You get to help the community, and your fire department.
You’re a Christian, have you ever read Mere Christianity? C.S. Lewis has some interesting thoughts in there that I found helpful.
The first thing is to realize, that there *are* no ordinary people. You might think you are *just* a guy, but who do you think was a small time swiss patent clerk with a boring job who dabbled?
I have a challenge for you, today. Something small, something easy. Go to an all-you can eat chinese restaurant if there’s one nearby. Get what you want off their meal, but at the end of the meal, give the gal who’s got to clean the tables and the food a 20 dollar bill.
Just for doing her job. Ok. Tell me what kind of reaction you get.
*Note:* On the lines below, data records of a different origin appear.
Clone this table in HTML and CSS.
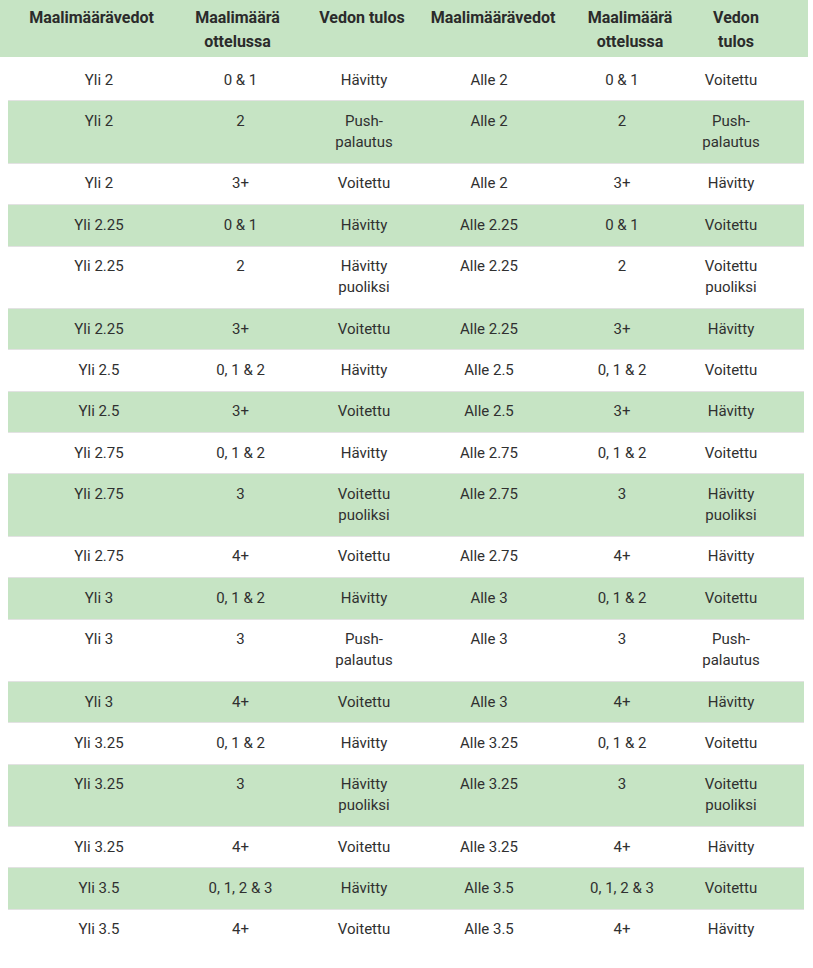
FILE: index.html
```
<!DOCTYPE html>
<html lang="fi">
<head>
<meta charset="utf-8">
<title>Maalimäärävedot</title>
<link rel="stylesheet" href="styles.css">
</head>
<body>
<table class="head">
  <colgroup>
    <col class="h1"><col class="h2"><col class="h3"><col class="h4"><col class="h5"><col class="h6">
  </colgroup>
  <thead>
    <tr>
      <th>Maalimäärävedot</th>
      <th>Maalimäärä ottelussa</th>
      <th>Vedon tulos</th>
      <th>Maalimäärävedot</th>
      <th>Maalimäärä ottelussa</th>
      <th>Vedon tulos</th>
    </tr>
  </thead>
</table>
<table class="data">
  <colgroup>
    <col class="d1"><col class="d2"><col class="d3"><col class="d4"><col class="d5"><col class="d6">
  </colgroup>
  <tbody>
    <tr><td>Yli 2</td><td>0 &amp; 1</td><td>Hävitty</td><td>Alle 2</td><td>0 &amp; 1</td><td>Voitettu</td></tr>
    <tr><td>Yli 2</td><td>2</td><td>Push-palautus</td><td>Alle 2</td><td>2</td><td>Push-palautus</td></tr>
    <tr><td>Yli 2</td><td>3+</td><td>Voitettu</td><td>Alle 2</td><td>3+</td><td>Hävitty</td></tr>
    <tr><td>Yli 2.25</td><td>0 &amp; 1</td><td>Hävitty</td><td>Alle 2.25</td><td>0 &amp; 1</td><td>Voitettu</td></tr>
    <tr><td>Yli 2.25</td><td>2</td><td>Hävitty puoliksi</td><td>Alle 2.25</td><td>2</td><td>Voitettu puoliksi</td></tr>
    <tr><td>Yli 2.25</td><td>3+</td><td>Voitettu</td><td>Alle 2.25</td><td>3+</td><td>Hävitty</td></tr>
    <tr><td>Yli 2.5</td><td>0, 1 &amp; 2</td><td>Hävitty</td><td>Alle 2.5</td><td>0, 1 &amp; 2</td><td>Voitettu</td></tr>
    <tr><td>Yli 2.5</td><td>3+</td><td>Voitettu</td><td>Alle 2.5</td><td>3+</td><td>Hävitty</td></tr>
    <tr><td>Yli 2.75</td><td>0, 1 &amp; 2</td><td>Hävitty</td><td>Alle 2.75</td><td>0, 1 &amp; 2</td><td>Voitettu</td></tr>
    <tr><td>Yli 2.75</td><td>3</td><td>Voitettu puoliksi</td><td>Alle 2.75</td><td>3</td><td>Hävitty puoliksi</td></tr>
    <tr><td>Yli 2.75</td><td>4+</td><td>Voitettu</td><td>Alle 2.75</td><td>4+</td><td>Hävitty</td></tr>
    <tr><td>Yli 3</td><td>0, 1 &amp; 2</td><td>Hävitty</td><td>Alle 3</td><td>0, 1 &amp; 2</td><td>Voitettu</td></tr>
    <tr><td>Yli 3</td><td>3</td><td>Push-palautus</td><td>Alle 3</td><td>3</td><td>Push-palautus</td></tr>
    <tr><td>Yli 3</td><td>4+</td><td>Voitettu</td><td>Alle 3</td><td>4+</td><td>Hävitty</td></tr>
    <tr><td>Yli 3.25</td><td>0, 1 &amp; 2</td><td>Hävitty</td><td>Alle 3.25</td><td>0, 1 &amp; 2</td><td>Voitettu</td></tr>
    <tr><td>Yli 3.25</td><td>3</td><td>Hävitty puoliksi</td><td>Alle 3.25</td><td>3</td><td>Voitettu puoliksi</td></tr>
    <tr><td>Yli 3.25</td><td>4+</td><td>Voitettu</td><td>Alle 3.25</td><td>4+</td><td>Hävitty</td></tr>
    <tr><td>Yli 3.5</td><td>0, 1, 2 &amp; 3</td><td>Hävitty</td><td>Alle 3.5</td><td>0, 1, 2 &amp; 3</td><td>Voitettu</td></tr>
    <tr><td>Yli 3.5</td><td>4+</td><td>Voitettu</td><td>Alle 3.5</td><td>4+</td><td>Hävitty</td></tr>
  </tbody>
</table>
</body>
</html>
```
FILE: styles.css
```
html, body {
  margin: 0;
  padding: 0;
  background: #ffffff;
}

body {
  font-family: Roboto, "Liberation Sans", Arial, sans-serif;
  color: #303030;
}

table {
  border-collapse: collapse;
  table-layout: fixed;
  border-spacing: 0;
}

/* header table */
.head {
  width: 808px;
  background: #c6e4c4;
}

.head .h1 { width: 183px; }
.head .h2 { width: 109px; }
.head .h3 { width: 134px; }
.head .h4 { width: 134px; }
.head .h5 { width: 140px; }
.head .h6 { width: 108px; }

.head th {
  font-size: 16px;
  font-weight: 700;
  line-height: 24px;
  color: #2b2b2b;
  text-align: center;
  vertical-align: top;
  padding: 6px 0 3px 0;
}

.head th:nth-child(3) { padding-left: 6px; }
.head th:nth-child(6) { padding-right: 36px; }

/* data table */
.data {
  width: 796px;
  margin: 3px 0 0 8px;
}

.data .d1 { width: 182px; }
.data .d2 { width: 101px; }
.data .d3 { width: 113px; }
.data .d4 { width: 170px; }
.data .d5 { width: 96px; }
.data .d6 { width: 134px; }

.data td {
  font-size: 15px;
  line-height: 21px;
  text-align: center;
  vertical-align: top;
  padding: 9.7px 0 9.7px 0;
  border-bottom: 1px solid #e2e2e2;
}

.data td:nth-child(3) { padding-left: 33px; }
.data td:nth-child(6) { padding-left: 21px; padding-right: 33px; }

.data tr:nth-child(even) td {
  background: #c6e4c4;
}

.data tr:last-child td {
  border-bottom: 0;
}
```
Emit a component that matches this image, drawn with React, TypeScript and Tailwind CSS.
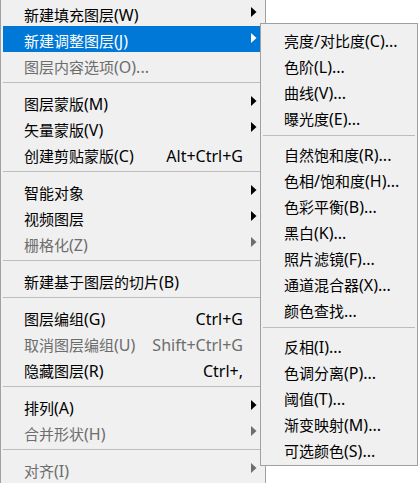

“Find the local fire department and volunteer.
You get to help the community, and your fire department.”
You think they’ll let me charge headlong into a burning building like a complete dumbass to drag people out? :D
That may sound strange, to deal with depression. But remember, God planted a tree in the Garden which just eating the fruit of it would extend life forever! It was that other tree, the one touted as making one as wise as a god that got Adam and Eve in trouble. Take the mega dosing of D3 and monitor yourself to feel the change taking place! It really works, FRiend.
Very wise. Get whole and healthy yourself and then you will be able to share the joys of life with someone else, actually, with everyone else that is receptive. There are some who wish to stay unhappy and they succeed. Stay away from those kind of people until you are whole, then they won't even bother you. All my best to you. I know you can do it.